According to TV listings for 8
tonight, “Nova” is offering a seg about the hidden world of ants; on “Full House,””rapid foot growth alarms Michelle”; and on “Rescue 911,””boy is trapped in car stalled on train tracks.” All of these sound more interesting than “The O.J. Simpson Story,” and all of them probably offer as many insights into the murder trial that has become a national obsession.
However, the timing of this telefilm is good, and ratings should be, too, though the curious won’t learn anything new: This is completely based on public record, and is basically a recap of well-known events.
It’s just the facts, ma’am, just the facts, as the telefilm presents the events with all the emotionality of a court stenographer.
Even scenes like the couple’s arguments and O.J. meeting with his kids after Nicole’s death are presented flatly, as if any show of emotion might be construed as an indication of guilt or innocence.

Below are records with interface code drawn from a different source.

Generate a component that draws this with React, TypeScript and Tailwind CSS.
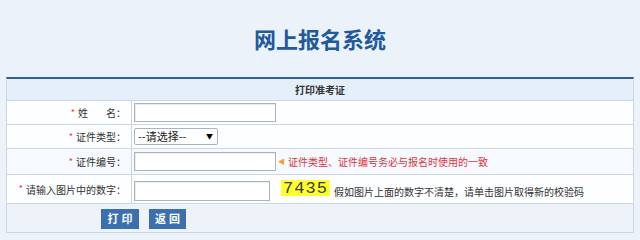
const cjk = "font-['Microsoft_YaHei','Noto_Sans_CJK_SC',sans-serif]"

function Label({ text, star = true }: { text: React.ReactNode; star?: boolean }) {
  return (
    <div className="flex items-center justify-end border-r border-[#cdd7e2] pr-[5px] text-[10px] text-[#333]">
      {star && <span className="mr-[3px] text-[9px] text-[#e33]">*</span>}
      {text}
      <span>：</span>
    </div>
  )
}

function TextInput({ w = "w-[142px]", h = "h-[19px]" }: { w?: string; h?: string }) {
  return <input type="text" className={`${w} ${h} border border-[#a9b4bf] bg-white shadow-[inset_1px_1px_1px_rgba(0,0,0,0.08)] outline-none`} />
}

export default function App() {
  return (
    <div className={`${cjk} h-[240px] w-[640px] overflow-hidden bg-[#ebf2f9]`}>
      <div className="flex h-[77px] items-center justify-center pb-[1px]">
        <h1 className="text-[22px] font-bold text-[#22599a]">网上报名系统</h1>
      </div>
      <div className="mx-[6px] border-x border-b border-t-2 border-x-[#cdd7e2] border-b-[#cdd7e2] border-t-[#2f6296] bg-white">
        <div className="flex h-[22px] items-center justify-center border-b border-[#cdd7e2] bg-[#e5effa] text-[10px] font-bold text-[#333]">
          打印准考证
        </div>
        <div className="grid h-[24px] grid-cols-[125px_1fr] border-b border-[#cdd7e2] bg-[#fdfeff]">
          <Label text={<span className="flex w-[38px] justify-between"><span>姓</span><span>名</span></span>} />
          <div className="flex items-center pl-[2px]">
            <TextInput />
          </div>
        </div>
        <div className="grid h-[24px] grid-cols-[125px_1fr] border-b border-[#cdd7e2] bg-[#fdfeff]">
          <Label text="证件类型" />
          <div className="flex items-center pl-[2px]">
            <div className="flex h-[17px] w-[84px] items-center justify-between rounded-[2px] border border-[#a9b4bf] bg-white pl-[3px] pr-[4px] text-[11px] text-[#222]">
              <span>--请选择--</span>
              <span className="text-[7px] text-black">▼</span>
            </div>
          </div>
        </div>
        <div className="grid h-[26px] grid-cols-[125px_1fr] border-b border-[#cdd7e2] bg-[#f6f9fd]">
          <Label text="证件编号" />
          <div className="flex items-center pl-[2px]">
            <TextInput />
            <span className="ml-[2px] mr-[3px] text-[7px] text-[#f0a030]">◀</span>
            <span className="text-[10px] text-[#e0323c]">证件类型、证件编号务必与报名时使用的一致</span>
          </div>
        </div>
        <div className="grid h-[29px] grid-cols-[125px_1fr] border-b border-[#cdd7e2] bg-[#fdfeff]">
          <Label text="请输入图片中的数字" />
          <div className="flex items-center pl-[2px] pt-[3px]">
            <TextInput w="w-[136px]" h="h-[20px]" />
            <div className="mb-[5px] ml-[11px] flex h-[16px] w-[49px] items-center justify-center bg-[#ffff2e] font-['Liberation_Mono',monospace] text-[17px] leading-none tracking-[1px] text-[#3a3a3a]">
              7435
            </div>
            <span className="ml-[4px] mt-[2px] text-[10px] text-[#333]">假如图片上面的数字不清楚，请单击图片取得新的校验码</span>
          </div>
        </div>
        <div className="flex h-[28px] items-center gap-[10px] bg-[#eef3f9] pl-[94px] pt-[1px]">
          <button className="h-[20px] w-[38px] bg-[#3c6fae] pl-[3px] text-[11px] font-bold tracking-[3px] text-white">打印</button>
          <button className="h-[20px] w-[37px] bg-[#3c6fae] pl-[3px] text-[11px] font-bold tracking-[3px] text-white">返回</button>
        </div>
      </div>
    </div>
  )
}
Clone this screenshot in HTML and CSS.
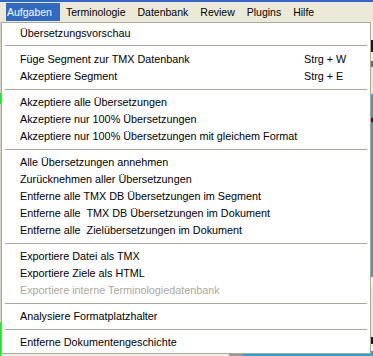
FILE: index.html
```html
<!DOCTYPE html>
<html lang="de">
<head>
<meta charset="utf-8">
<title>Aufgaben</title>
<link rel="stylesheet" href="styles.css">
</head>
<body>
<div class="app">
  <div class="titlebar"></div>
  <div class="menubar">
    <span class="mb-item mb-active">Aufgaben</span>
    <span class="mb-item">Terminologie</span>
    <span class="mb-item">Datenbank</span>
    <span class="mb-item">Review</span>
    <span class="mb-item">Plugins</span>
    <span class="mb-item">Hilfe</span>
  </div>
  <div class="workspace">
    <div class="ws-left">
      <div class="seg s-gray h71"></div>
      <div class="seg s-green h11"></div>
      <div class="seg s-gray h218"></div>
      <div class="seg s-green grow"></div>
    </div>
    <div class="ws-main">
      <div class="main-fill"></div>
      <div class="main-bottom">
        <div class="mb-light"></div>
        <div class="mb-dark"></div>
        <div class="mb-teal"></div>
      </div>
    </div>
    <div class="ws-right">
      <div class="seg s-light h18"></div>
      <div class="seg s-black h12"></div>
      <div class="seg s-light h9"></div>
      <div class="seg s-mid h6"></div>
      <div class="seg s-beige h27"></div>
      <div class="seg s-teal h24"></div>
      <div class="seg s-black h4"></div>
      <div class="seg s-teal h155"></div>
      <div class="seg s-light h9"></div>
      <div class="seg s-beige h51"></div>
      <div class="seg s-black h7"></div>
      <div class="seg s-light h7"></div>
      <div class="seg s-teal grow"></div>
    </div>
  </div>

  <div class="dropdown">
    <div class="item"><span class="label">Übersetzungsvorschau</span></div>
    <div class="sep sep-first"></div>
    <div class="item"><span class="label">Füge Segment zur TMX Datenbank</span><span class="key">Strg + W</span></div>
    <div class="item"><span class="label">Akzeptiere Segment</span><span class="key">Strg + E</span></div>
    <div class="sep"></div>
    <div class="item"><span class="label">Akzeptiere alle Übersetzungen</span></div>
    <div class="item"><span class="label">Akzeptiere nur 100% Übersetzungen</span></div>
    <div class="item"><span class="label">Akzeptiere nur 100% Übersetzungen mit gleichem Format</span></div>
    <div class="sep"></div>
    <div class="item"><span class="label">Alle Übersetzungen annehmen</span></div>
    <div class="item"><span class="label">Zurücknehmen aller Übersetzungen</span></div>
    <div class="item"><span class="label">Entferne alle TMX DB Übersetzungen im Segment</span></div>
    <div class="item"><span class="label">Entferne alle&nbsp; TMX DB Übersetzungen im Dokument</span></div>
    <div class="item"><span class="label">Entferne alle&nbsp; Zielübersetzungen im Dokument</span></div>
    <div class="sep"></div>
    <div class="item"><span class="label">Exportiere Datei als TMX</span></div>
    <div class="item"><span class="label">Exportiere Ziele als HTML</span></div>
    <div class="item disabled"><span class="label">Exportiere interne Terminologiedatenbank</span></div>
    <div class="sep"></div>
    <div class="item"><span class="label">Analysiere Formatplatzhalter</span></div>
    <div class="sep"></div>
    <div class="item"><span class="label">Entferne Dokumentengeschichte</span></div>
  </div>
</div>
</body>
</html>
```

FILE: styles.css
```css
* {
  box-sizing: border-box;
}

html, body {
  margin: 0;
  padding: 0;
}

body {
  width: 373px;
  height: 356px;
  overflow: hidden;
  font-family: "Liberation Sans", Arial, sans-serif;
  font-size: 10.8px;
  color: #000;
  background: #ece9d8;
}

.app {
  position: relative;
  width: 373px;
  height: 356px;
  display: flex;
  flex-direction: column;
}

.titlebar {
  height: 2px;
  background: #2f66d0;
}

.menubar {
  height: 20px;
  display: flex;
  align-items: flex-start;
  padding: 1px 0 0 0;
  background: #ece9d8;
  font-size: 10.5px;
}

.mb-item {
  height: 18px;
  line-height: 18px;
  padding: 0 6px;
  white-space: nowrap;
}

.mb-active {
  margin-left: 6px;
  padding: 0 8px 0 1px;
  background: #316ac5;
  color: #fff;
}

/* background application area (mostly hidden by the menu) */
.workspace {
  flex: 1;
  display: flex;
}

.ws-left {
  width: 1px;
  display: flex;
  flex-direction: column;
}

.ws-main {
  flex: 1;
  display: flex;
  flex-direction: column;
}

.main-fill {
  flex: 1;
  background: #f4f3ee;
}

.main-bottom {
  height: 3px;
  display: flex;
}

.mb-light {
  width: 228px;
  background: #f1efe6;
}

.mb-dark {
  width: 14px;
  background: #9c9a90;
}

.mb-teal {
  flex: 1;
  background: #2aa3cb;
}

.ws-right {
  width: 2px;
  display: flex;
  flex-direction: column;
}

.seg { flex: none; }
.grow { flex: 1; }
.h4 { height: 4px; }
.h6 { height: 6px; }
.h7 { height: 7px; }
.h9 { height: 9px; }
.h11 { height: 11px; }
.h12 { height: 12px; }
.h18 { height: 18px; }
.h24 { height: 24px; }
.h27 { height: 27px; }
.h51 { height: 51px; }
.h71 { height: 71px; }
.h155 { height: 155px; }
.h218 { height: 218px; }

.s-gray { background: #d6d3c6; }
.s-green { background: #22e622; }
.s-light { background: #f4f3ee; }
.s-black { background: #1a1a1a; }
.s-mid { background: #6a6a6a; }
.s-beige { background: #ece9d8; }
.s-teal { background: #2aa3cb; }

/* dropdown menu (overlay) */
.dropdown {
  position: absolute;
  top: 22px;
  left: 1px;
  width: 370px;
  border: 1px solid #aca899;
  background: #fff;
  padding: 2px 0;
  display: flex;
  flex-direction: column;
}

.item {
  height: 17px;
  line-height: 17px;
  display: grid;
  grid-template-columns: 284px auto;
  padding-left: 18px;
  white-space: nowrap;
}

.item.disabled {
  color: #aca899;
}

.sep {
  height: 1px;
  margin: 4px 3px;
  background: #aca899;
}

.sep-first {
  margin-top: 3px;
  margin-bottom: 5px;
}
```
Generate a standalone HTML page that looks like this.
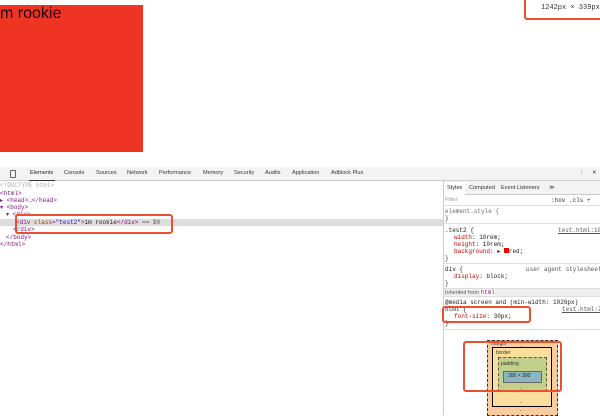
<!DOCTYPE html>
<html><head><style>
*{margin:0;padding:0;box-sizing:border-box}
body{width:600px;height:415px;overflow:hidden;background:#fff;position:relative;font-family:"Liberation Sans",sans-serif}
.a{position:absolute;white-space:nowrap}
.m{font-family:"Liberation Mono",monospace;font-size:6px}
.t{font-size:5.6px;color:#333}
.hl{border:2px solid #e8502f;border-radius:3px}
</style></head><body>
<div class="a" style="left:0;top:5px;width:143px;height:147px;background:#ee3524"></div>
<div class="a" style="left:0;top:5px;font-size:16px;color:#1a0000">m rookie</div>
<div class="a hl" style="left:524px;top:-3px;width:80px;height:23px"></div>
<div class="a m" style="left:541px;top:4px;color:#333;font-size:7px">1242px × 339px</div>

<div class="a" style="left:0;top:167px;width:600px;height:248px;background:#fff;border-top:1px solid #ccc"></div>
<div class="a" style="left:0;top:167px;width:600px;height:14px;background:#f3f3f3;border-bottom:1px solid #ccc"></div>
<div class="a" style="left:10px;top:170px;width:6px;height:8px;border:1px solid #666;border-radius:1px"></div>
<div class="a t" style="left:30px;top:170px;color:#222">Elements</div>
<div class="a" style="left:29px;top:180px;width:26px;height:1px;background:#333"></div>
<div class="a t" style="left:64px;top:170px">Console</div>
<div class="a t" style="left:96px;top:170px">Sources</div>
<div class="a t" style="left:127px;top:170px">Network</div>
<div class="a t" style="left:159px;top:170px">Performance</div>
<div class="a t" style="left:203px;top:170px">Memory</div>
<div class="a t" style="left:234px;top:170px">Security</div>
<div class="a t" style="left:265px;top:170px">Audits</div>
<div class="a t" style="left:292px;top:170px">Application</div>
<div class="a t" style="left:331px;top:170px">Adblock Plus</div>
<div class="a t" style="left:579px;top:170px">⋮</div>
<div class="a t" style="left:592px;top:170px">✕</div>

<div class="a" style="left:0;top:219px;width:443px;height:7px;background:#ddd"></div>
<div class="a m" style="left:0;top:182px;color:#aaa">&lt;!DOCTYPE html&gt;</div>
<div class="a m" style="left:0;top:190px;color:#881280">&lt;html&gt;</div>
<div class="a m" style="left:0;top:197px;color:#881280">▸ &lt;head&gt;<span style="color:#333">…</span>&lt;/head&gt;</div>
<div class="a m" style="left:0;top:204px;color:#881280">▾ &lt;body&gt;</div>
<div class="a m" style="left:6px;top:211px;color:#881280">▾ &lt;div&gt;</div>
<div class="a m" style="left:16px;top:219px;color:#881280">&lt;div <span style="color:#994500">class</span>=<span style="color:#1a1aa6">"test2"</span>&gt;<span style="color:#222">im rookie</span>&lt;/div&gt; <span style="color:#555">== $0</span></div>
<div class="a m" style="left:13px;top:226px;color:#881280">&lt;/div&gt;</div>
<div class="a m" style="left:6px;top:234px;color:#881280">&lt;/body&gt;</div>
<div class="a m" style="left:0;top:241px;color:#881280">&lt;/html&gt;</div>
<div class="a hl" style="left:15px;top:214px;width:158px;height:20px"></div>

<div class="a" style="left:443px;top:181px;width:1px;height:234px;background:#ccc"></div>
<div class="a" style="left:444px;top:181px;width:156px;height:14px;background:#f3f3f3;border-bottom:1px solid #ccc"></div>
<div class="a" style="left:444px;top:182px;width:21px;height:13px;background:#fff"></div>
<div class="a t" style="left:447px;top:185px;color:#222">Styles</div>
<div class="a t" style="left:469px;top:185px">Computed</div>
<div class="a t" style="left:501px;top:185px">Event Listeners</div>
<div class="a t" style="left:549px;top:185px">≫</div>
<div class="a t" style="left:445px;top:197px;color:#999">Filter</div>
<div class="a m" style="left:551px;top:197px;color:#333">:hov .cls +</div>
<div class="a" style="left:444px;top:205px;width:156px;height:1px;background:#ddd"></div>
<div class="a m" style="left:445px;top:208px;color:#666">element.style {</div>
<div class="a m" style="left:445px;top:215px;color:#333">}</div>
<div class="a" style="left:444px;top:223px;width:156px;height:1px;background:#ddd"></div>
<div class="a m" style="left:445px;top:227px;color:#222">.test2 {</div>
<div class="a m" style="left:558px;top:227px;color:#555;text-decoration:underline">test.html:10</div>
<div class="a m" style="left:454px;top:234px;color:#222"><span style="color:#c80000">width</span>: 10rem;</div>
<div class="a m" style="left:454px;top:241px;color:#222"><span style="color:#c80000">height</span>: 10rem;</div>
<div class="a m" style="left:454px;top:248px;color:#222"><span style="color:#c80000">background</span>: ▸ <span style="display:inline-block;width:5px;height:5px;background:#e00"></span>red;</div>
<div class="a m" style="left:445px;top:255px;color:#333">}</div>
<div class="a" style="left:444px;top:263px;width:156px;height:1px;background:#ddd"></div>
<div class="a m" style="left:445px;top:266px;color:#222">div {</div>
<div class="a m" style="left:526px;top:266px;color:#555">user agent stylesheet</div>
<div class="a m" style="left:454px;top:273px;color:#c80000">display<span style="color:#222">: block;</span></div>
<div class="a m" style="left:445px;top:280px;color:#333">}</div>
<div class="a" style="left:444px;top:288px;width:156px;height:9px;background:#eee;border-top:1px solid #ddd;border-bottom:1px solid #ddd"></div>
<div class="a" style="left:445px;top:289px;font-size:5.5px;color:#555">Inherited from <span class="m" style="color:#881280;background:#fff">html</span></div>
<div class="a m" style="left:445px;top:299px;color:#222">@media screen and (min-width: 1026px)</div>
<div class="a m" style="left:445px;top:306px;color:#222">html {</div>
<div class="a m" style="left:562px;top:306px;color:#555;text-decoration:underline">test.html:7</div>
<div class="a m" style="left:454px;top:313px;color:#222"><span style="color:#c80000">font-size</span>: 30px;</div>
<div class="a m" style="left:445px;top:320px;color:#333">}</div>
<div class="a hl" style="left:442px;top:306px;width:89px;height:17px"></div>
<div class="a" style="left:444px;top:329px;width:156px;height:1px;background:#ddd"></div>

<div class="a" style="left:487px;top:340px;width:71px;height:76px;background:#f9cc9d;border:1px dashed #333"></div>
<div class="a" style="left:492px;top:347px;width:60px;height:60px;background:#fddd9b;border:1px solid #000"></div>
<div class="a" style="left:498px;top:357px;width:49px;height:35px;background:#c3d08b;border:1px dashed #555"></div>
<div class="a" style="left:503px;top:371px;width:39px;height:12px;background:#8cb6c0;border:1px solid #666"></div>
<div class="a" style="left:491px;top:341px;font-size:5px;color:#333">margin</div>
<div class="a" style="left:496px;top:350px;font-size:5px;color:#333">border</div>
<div class="a" style="left:501px;top:361px;font-size:5px;color:#333">padding</div>
<div class="a" style="left:508px;top:373px;font-size:5px;color:#222">300 × 300</div>
<div class="a" style="left:520px;top:344px;font-size:5px;color:#333">-</div>
<div class="a" style="left:520px;top:386px;font-size:5px;color:#333">-</div>
<div class="a" style="left:520px;top:400px;font-size:5px;color:#333">-</div>
<div class="a" style="left:520px;top:408px;font-size:5px;color:#333">-</div>
<div class="a hl" style="left:463px;top:341px;width:99px;height:51px"></div>
</body></html>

The telefilm begins moments after the double murder and ends with Simpson giving himself up to the cops. Everything is here: The married O.J. first meets wisecracking waitress Nicole (telling a pal, “Man, this chick is something else!”); they marry; she calls 911 frequently; the bodies are found; and the cops chase the Bronco down the freeway.
Scripter Stephen Harrigan uses newscasters for exposition, and Simpson’s first interview with lawyer Robert Shapiro (a subdued Bruce Weitz) is used to cue flashbacks of everything, including O.J.’s troubled youth, his first marriage, etc.
Vidpic avoids sensational allegations like drug use and other possible suspects. Kato Kaelin is mentioned once, Faye Resnick not at all; Ron Goldman is an apparent afterthought, getting about four minutes of screen time.
Jerrold Freedman was the director on record during lensing, but it’s now credited to Alan Smithee. It’s impossible to evaluate the helmer’s work, or that of the network honchos, producers or writer; if anyone is the auteur here, it’s the lawyers, who’ve made sure there’s nothing libelous. Or too compelling, either.
Bobby Hosea and Jessica Tuck are acceptable look-alikes and turn in OK performances, but their work, like almost everyone else’s, is hampered by the cautious approach. Casting director Alice Cassidy has rounded up lots of good actors who have nothing to do. Biggest impression is made by Bumper Robinson, who scores as the young O.J.
Cinematographer Jeffrey Jur, costume designer Bernie White and production designer Linda Pearl do notable work.
Someday, someone may write a strong script about the tale, which touches on the issues of spouse abuse, racial relations in America, our Byzantine legal system, the nature of fame and celebrity and the Greek-tragedy plot of a fall from great heights. However, none of these is explored, evidently for legal reasons.
“Simpson” was originally slated for September airing, but Fox delayed it until the jury was sequestered and couldn’t watch it. They’re not missing anything.